Despite long-lasting attempts to reduce vulnerabilities to natural hazards, the damages resulting from flooding are still increasing in Europe.
In many respects, floods are beyond the immediate control of human beings and despite an enhanced ability to predict the occurrence of floods, an increased resilience of communities at risk seems vital for reducing suffering and damages. It is the main objective of RISKMAP within a flood risk mapping process and the use of flood risk maps to raise flood awareness.
Staff at FHRC led work in two main areas: Participation and a Lower Thames Case Study. The main objective of the work task on participation (WT2.1) was to consider the creation of risk maps within a dialogue process and create a participatory framework that allows for the constructive and open engagement, and integration, of selected stakeholders (experts, decision-makers and well as representatives of the local population), their views, information requirements and local expertise within the risk mapping process. The task hence followed the principles of good governance bringing together various categories of concerned players and stakeholders generating a co-expertise process. The project adopted a framework developed by Stirling (2004) which advocates the value of participation and classifies the types of participation by its outcomes. The project in particular investigated an instrumental rationale to engagement which describes how participation in practice can be used to build trust, acceptance and understanding between stakeholders and decision-makers, and a substantive rationale whereby broader and deeper knowledge should be taken into account during decision making processes in order to result in better quality decisions. The project paid particular attention to the diagnosis of potential deficiencies and opportunities in participation and stakeholder involvement with regard to risk mapping and directly contributed to the development of best practice guidance and recommendations.

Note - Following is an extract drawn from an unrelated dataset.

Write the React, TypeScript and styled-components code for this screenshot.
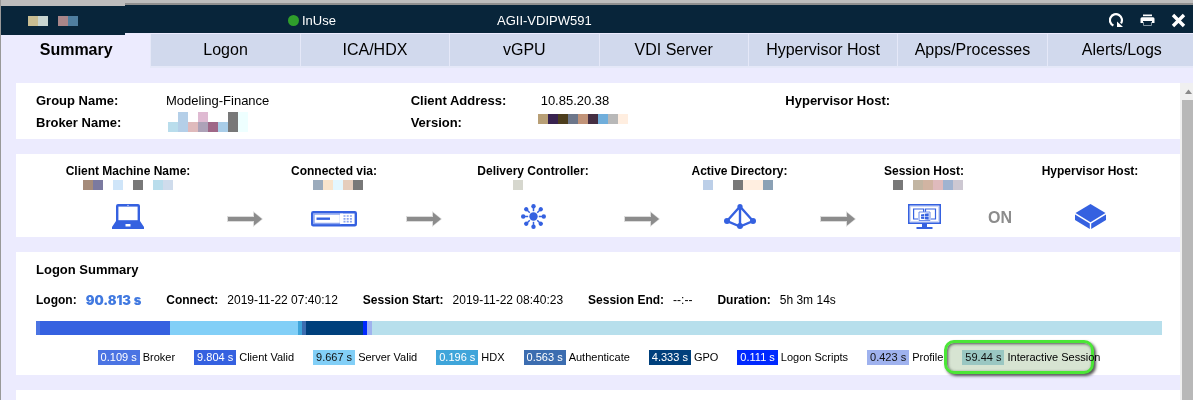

Case studies were included in the project in order to test and build upon some of the theoretical work being developed.The Lower Thames Case Study (WT4.2) investigated the issues involved in managing flood risk in a large semi-urbanised area in the lower part of the River Thames catchment, London. This case study, centered on Chertsey, Surrey, and focused on the role of the public within the process of flood risk mapping. It investigated flood maps as communication tools for flooding issues to: engage the 'at-risk public about flood risk, gather local knowledge about flooding and to raise awareness. FHRC also contributed to a number of other work packages including; the legal framework of mapping and participation, current practices in flood risk mapping, mapping visualisation and provided public test persons for the experimental graphic semiology task.
Key project partners:
Helmholtz Centre for Environmental Research (UFZ, Germany) [project co-ordinators]; University of Natural Resources and Applied Life Sciences (BOKU, Austria); University of Applied Sciences Deggendorf (FHD, Germany) and Université François-Rabelais, Ecole Polytechnique, Département Aménagement,(UMR CITERES, France).